*PROBLEM REQUIREMENTS*: Each record needs to be echoed exactly; can you do that?

━━ DATA FOR THIS TASK

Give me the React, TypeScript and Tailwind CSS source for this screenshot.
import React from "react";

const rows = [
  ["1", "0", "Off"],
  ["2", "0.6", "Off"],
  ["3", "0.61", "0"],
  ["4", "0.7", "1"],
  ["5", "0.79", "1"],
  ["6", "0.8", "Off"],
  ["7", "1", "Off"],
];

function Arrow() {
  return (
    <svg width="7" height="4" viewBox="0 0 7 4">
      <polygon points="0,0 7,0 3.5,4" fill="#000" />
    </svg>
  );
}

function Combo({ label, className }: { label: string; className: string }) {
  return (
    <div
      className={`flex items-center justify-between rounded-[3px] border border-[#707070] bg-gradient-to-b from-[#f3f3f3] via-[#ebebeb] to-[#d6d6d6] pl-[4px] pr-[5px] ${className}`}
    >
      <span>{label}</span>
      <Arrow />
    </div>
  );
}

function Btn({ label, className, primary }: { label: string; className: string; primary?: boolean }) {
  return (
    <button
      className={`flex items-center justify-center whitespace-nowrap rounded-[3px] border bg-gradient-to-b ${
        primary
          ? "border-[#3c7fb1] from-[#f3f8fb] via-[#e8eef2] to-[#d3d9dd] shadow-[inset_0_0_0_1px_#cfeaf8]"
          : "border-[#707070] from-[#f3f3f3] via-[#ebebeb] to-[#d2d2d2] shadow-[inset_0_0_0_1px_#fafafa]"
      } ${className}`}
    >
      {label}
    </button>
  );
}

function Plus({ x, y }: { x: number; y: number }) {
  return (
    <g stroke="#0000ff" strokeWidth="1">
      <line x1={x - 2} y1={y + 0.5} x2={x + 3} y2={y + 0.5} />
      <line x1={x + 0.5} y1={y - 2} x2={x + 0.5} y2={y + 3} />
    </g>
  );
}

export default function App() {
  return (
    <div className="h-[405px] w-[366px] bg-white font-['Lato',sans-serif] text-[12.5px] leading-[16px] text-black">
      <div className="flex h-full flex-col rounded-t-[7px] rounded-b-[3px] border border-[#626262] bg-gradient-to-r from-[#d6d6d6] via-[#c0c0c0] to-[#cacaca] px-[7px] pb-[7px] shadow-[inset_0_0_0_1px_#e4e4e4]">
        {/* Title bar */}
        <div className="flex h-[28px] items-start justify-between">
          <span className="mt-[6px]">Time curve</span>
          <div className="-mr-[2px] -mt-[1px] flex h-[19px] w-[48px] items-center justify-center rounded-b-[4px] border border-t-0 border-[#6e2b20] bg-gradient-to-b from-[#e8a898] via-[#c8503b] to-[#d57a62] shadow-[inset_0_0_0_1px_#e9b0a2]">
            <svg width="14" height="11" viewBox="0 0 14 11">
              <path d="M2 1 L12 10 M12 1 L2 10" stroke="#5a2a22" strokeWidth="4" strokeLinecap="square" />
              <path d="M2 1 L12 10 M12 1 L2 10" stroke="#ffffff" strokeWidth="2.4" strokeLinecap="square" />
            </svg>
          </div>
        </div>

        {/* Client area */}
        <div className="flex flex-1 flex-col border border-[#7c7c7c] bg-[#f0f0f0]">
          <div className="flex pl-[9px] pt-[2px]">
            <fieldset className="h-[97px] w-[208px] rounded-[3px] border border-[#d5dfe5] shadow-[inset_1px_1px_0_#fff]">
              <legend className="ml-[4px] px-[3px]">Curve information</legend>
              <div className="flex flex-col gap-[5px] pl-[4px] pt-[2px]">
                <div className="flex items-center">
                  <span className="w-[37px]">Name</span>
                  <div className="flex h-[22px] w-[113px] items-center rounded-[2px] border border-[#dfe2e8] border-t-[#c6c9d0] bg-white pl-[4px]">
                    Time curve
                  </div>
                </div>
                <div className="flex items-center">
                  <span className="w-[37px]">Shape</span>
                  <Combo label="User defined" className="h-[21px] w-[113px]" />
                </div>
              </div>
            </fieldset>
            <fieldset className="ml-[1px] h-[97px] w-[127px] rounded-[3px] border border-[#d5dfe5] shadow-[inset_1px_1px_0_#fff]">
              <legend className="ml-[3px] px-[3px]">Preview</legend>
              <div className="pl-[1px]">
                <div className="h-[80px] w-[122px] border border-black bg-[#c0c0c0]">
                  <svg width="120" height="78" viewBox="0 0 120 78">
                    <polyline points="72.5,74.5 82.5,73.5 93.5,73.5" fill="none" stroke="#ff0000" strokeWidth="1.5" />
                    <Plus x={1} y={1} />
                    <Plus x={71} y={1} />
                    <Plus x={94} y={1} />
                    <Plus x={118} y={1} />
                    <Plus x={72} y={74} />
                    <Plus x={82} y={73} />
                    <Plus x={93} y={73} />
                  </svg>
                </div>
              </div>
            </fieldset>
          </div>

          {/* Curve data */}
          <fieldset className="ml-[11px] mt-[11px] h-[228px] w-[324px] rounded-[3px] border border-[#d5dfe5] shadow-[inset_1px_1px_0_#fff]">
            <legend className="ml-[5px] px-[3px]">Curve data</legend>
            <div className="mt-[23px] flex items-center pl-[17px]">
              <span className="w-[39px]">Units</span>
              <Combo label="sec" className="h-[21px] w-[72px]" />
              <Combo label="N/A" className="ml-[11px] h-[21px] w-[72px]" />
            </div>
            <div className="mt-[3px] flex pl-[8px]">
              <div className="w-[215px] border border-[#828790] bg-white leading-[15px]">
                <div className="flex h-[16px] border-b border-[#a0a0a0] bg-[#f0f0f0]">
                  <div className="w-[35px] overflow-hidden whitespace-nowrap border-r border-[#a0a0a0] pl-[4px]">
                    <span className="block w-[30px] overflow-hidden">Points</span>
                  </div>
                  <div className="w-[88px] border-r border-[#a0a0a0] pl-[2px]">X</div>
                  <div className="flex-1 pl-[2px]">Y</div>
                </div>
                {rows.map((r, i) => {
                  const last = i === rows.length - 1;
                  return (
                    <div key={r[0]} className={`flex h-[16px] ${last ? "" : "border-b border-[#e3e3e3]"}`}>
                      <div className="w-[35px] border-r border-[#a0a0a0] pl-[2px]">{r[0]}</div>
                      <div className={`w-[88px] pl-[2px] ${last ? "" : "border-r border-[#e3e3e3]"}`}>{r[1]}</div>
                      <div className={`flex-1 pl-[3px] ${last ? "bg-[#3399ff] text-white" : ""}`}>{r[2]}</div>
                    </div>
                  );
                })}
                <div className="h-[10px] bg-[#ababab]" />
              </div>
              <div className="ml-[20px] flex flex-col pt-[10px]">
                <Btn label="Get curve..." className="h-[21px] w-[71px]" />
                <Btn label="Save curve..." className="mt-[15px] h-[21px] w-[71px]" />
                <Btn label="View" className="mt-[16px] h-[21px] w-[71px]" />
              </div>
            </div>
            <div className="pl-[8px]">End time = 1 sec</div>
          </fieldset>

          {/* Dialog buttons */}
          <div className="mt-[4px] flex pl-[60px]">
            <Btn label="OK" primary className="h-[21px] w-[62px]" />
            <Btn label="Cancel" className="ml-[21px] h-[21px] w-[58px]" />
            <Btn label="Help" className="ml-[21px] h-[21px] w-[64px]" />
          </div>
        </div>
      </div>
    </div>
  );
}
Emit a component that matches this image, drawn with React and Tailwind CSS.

━━━━

*EXERCISE OUTPUT*:
Give me the React, TypeScript and Tailwind CSS source for this screenshot.
import React from "react";

const rows = [
  ["1", "0", "Off"],
  ["2", "0.6", "Off"],
  ["3", "0.61", "0"],
  ["4", "0.7", "1"],
  ["5", "0.79", "1"],
  ["6", "0.8", "Off"],
  ["7", "1", "Off"],
];

function Arrow() {
  return (
    <svg width="7" height="4" viewBox="0 0 7 4">
      <polygon points="0,0 7,0 3.5,4" fill="#000" />
    </svg>
  );
}

function Combo({ label, className }: { label: string; className: string }) {
  return (
    <div
      className={`flex items-center justify-between rounded-[3px] border border-[#707070] bg-gradient-to-b from-[#f3f3f3] via-[#ebebeb] to-[#d6d6d6] pl-[4px] pr-[5px] ${className}`}
    >
      <span>{label}</span>
      <Arrow />
    </div>
  );
}

function Btn({ label, className, primary }: { label: string; className: string; primary?: boolean }) {
  return (
    <button
      className={`flex items-center justify-center whitespace-nowrap rounded-[3px] border bg-gradient-to-b ${
        primary
          ? "border-[#3c7fb1] from-[#f3f8fb] via-[#e8eef2] to-[#d3d9dd] shadow-[inset_0_0_0_1px_#cfeaf8]"
          : "border-[#707070] from-[#f3f3f3] via-[#ebebeb] to-[#d2d2d2] shadow-[inset_0_0_0_1px_#fafafa]"
      } ${className}`}
    >
      {label}
    </button>
  );
}

function Plus({ x, y }: { x: number; y: number }) {
  return (
    <g stroke="#0000ff" strokeWidth="1">
      <line x1={x - 2} y1={y + 0.5} x2={x + 3} y2={y + 0.5} />
      <line x1={x + 0.5} y1={y - 2} x2={x + 0.5} y2={y + 3} />
    </g>
  );
}

export default function App() {
  return (
    <div className="h-[405px] w-[366px] bg-white font-['Lato',sans-serif] text-[12.5px] leading-[16px] text-black">
      <div className="flex h-full flex-col rounded-t-[7px] rounded-b-[3px] border border-[#626262] bg-gradient-to-r from-[#d6d6d6] via-[#c0c0c0] to-[#cacaca] px-[7px] pb-[7px] shadow-[inset_0_0_0_1px_#e4e4e4]">
        {/* Title bar */}
        <div className="flex h-[28px] items-start justify-between">
          <span className="mt-[6px]">Time curve</span>
          <div className="-mr-[2px] -mt-[1px] flex h-[19px] w-[48px] items-center justify-center rounded-b-[4px] border border-t-0 border-[#6e2b20] bg-gradient-to-b from-[#e8a898] via-[#c8503b] to-[#d57a62] shadow-[inset_0_0_0_1px_#e9b0a2]">
            <svg width="14" height="11" viewBox="0 0 14 11">
              <path d="M2 1 L12 10 M12 1 L2 10" stroke="#5a2a22" strokeWidth="4" strokeLinecap="square" />
              <path d="M2 1 L12 10 M12 1 L2 10" stroke="#ffffff" strokeWidth="2.4" strokeLinecap="square" />
            </svg>
          </div>
        </div>

        {/* Client area */}
        <div className="flex flex-1 flex-col border border-[#7c7c7c] bg-[#f0f0f0]">
          <div className="flex pl-[9px] pt-[2px]">
            <fieldset className="h-[97px] w-[208px] rounded-[3px] border border-[#d5dfe5] shadow-[inset_1px_1px_0_#fff]">
              <legend className="ml-[4px] px-[3px]">Curve information</legend>
              <div className="flex flex-col gap-[5px] pl-[4px] pt-[2px]">
                <div className="flex items-center">
                  <span className="w-[37px]">Name</span>
                  <div className="flex h-[22px] w-[113px] items-center rounded-[2px] border border-[#dfe2e8] border-t-[#c6c9d0] bg-white pl-[4px]">
                    Time curve
                  </div>
                </div>
                <div className="flex items-center">
                  <span className="w-[37px]">Shape</span>
                  <Combo label="User defined" className="h-[21px] w-[113px]" />
                </div>
              </div>
            </fieldset>
            <fieldset className="ml-[1px] h-[97px] w-[127px] rounded-[3px] border border-[#d5dfe5] shadow-[inset_1px_1px_0_#fff]">
              <legend className="ml-[3px] px-[3px]">Preview</legend>
              <div className="pl-[1px]">
                <div className="h-[80px] w-[122px] border border-black bg-[#c0c0c0]">
                  <svg width="120" height="78" viewBox="0 0 120 78">
                    <polyline points="72.5,74.5 82.5,73.5 93.5,73.5" fill="none" stroke="#ff0000" strokeWidth="1.5" />
                    <Plus x={1} y={1} />
                    <Plus x={71} y={1} />
                    <Plus x={94} y={1} />
                    <Plus x={118} y={1} />
                    <Plus x={72} y={74} />
                    <Plus x={82} y={73} />
                    <Plus x={93} y={73} />
                  </svg>
                </div>
              </div>
            </fieldset>
          </div>

          {/* Curve data */}
          <fieldset className="ml-[11px] mt-[11px] h-[228px] w-[324px] rounded-[3px] border border-[#d5dfe5] shadow-[inset_1px_1px_0_#fff]">
            <legend className="ml-[5px] px-[3px]">Curve data</legend>
            <div className="mt-[23px] flex items-center pl-[17px]">
              <span className="w-[39px]">Units</span>
              <Combo label="sec" className="h-[21px] w-[72px]" />
              <Combo label="N/A" className="ml-[11px] h-[21px] w-[72px]" />
            </div>
            <div className="mt-[3px] flex pl-[8px]">
              <div className="w-[215px] border border-[#828790] bg-white leading-[15px]">
                <div className="flex h-[16px] border-b border-[#a0a0a0] bg-[#f0f0f0]">
                  <div className="w-[35px] overflow-hidden whitespace-nowrap border-r border-[#a0a0a0] pl-[4px]">
                    <span className="block w-[30px] overflow-hidden">Points</span>
                  </div>
                  <div className="w-[88px] border-r border-[#a0a0a0] pl-[2px]">X</div>
                  <div className="flex-1 pl-[2px]">Y</div>
                </div>
                {rows.map((r, i) => {
                  const last = i === rows.length - 1;
                  return (
                    <div key={r[0]} className={`flex h-[16px] ${last ? "" : "border-b border-[#e3e3e3]"}`}>
                      <div className="w-[35px] border-r border-[#a0a0a0] pl-[2px]">{r[0]}</div>
                      <div className={`w-[88px] pl-[2px] ${last ? "" : "border-r border-[#e3e3e3]"}`}>{r[1]}</div>
                      <div className={`flex-1 pl-[3px] ${last ? "bg-[#3399ff] text-white" : ""}`}>{r[2]}</div>
                    </div>
                  );
                })}
                <div className="h-[10px] bg-[#ababab]" />
              </div>
              <div className="ml-[20px] flex flex-col pt-[10px]">
                <Btn label="Get curve..." className="h-[21px] w-[71px]" />
                <Btn label="Save curve..." className="mt-[15px] h-[21px] w-[71px]" />
                <Btn label="View" className="mt-[16px] h-[21px] w-[71px]" />
              </div>
            </div>
            <div className="pl-[8px]">End time = 1 sec</div>
          </fieldset>

          {/* Dialog buttons */}
          <div className="mt-[4px] flex pl-[60px]">
            <Btn label="OK" primary className="h-[21px] w-[62px]" />
            <Btn label="Cancel" className="ml-[21px] h-[21px] w-[58px]" />
            <Btn label="Help" className="ml-[21px] h-[21px] w-[64px]" />
          </div>
        </div>
      </div>
    </div>
  );
}
Emit a component that matches this image, drawn with React and Tailwind CSS.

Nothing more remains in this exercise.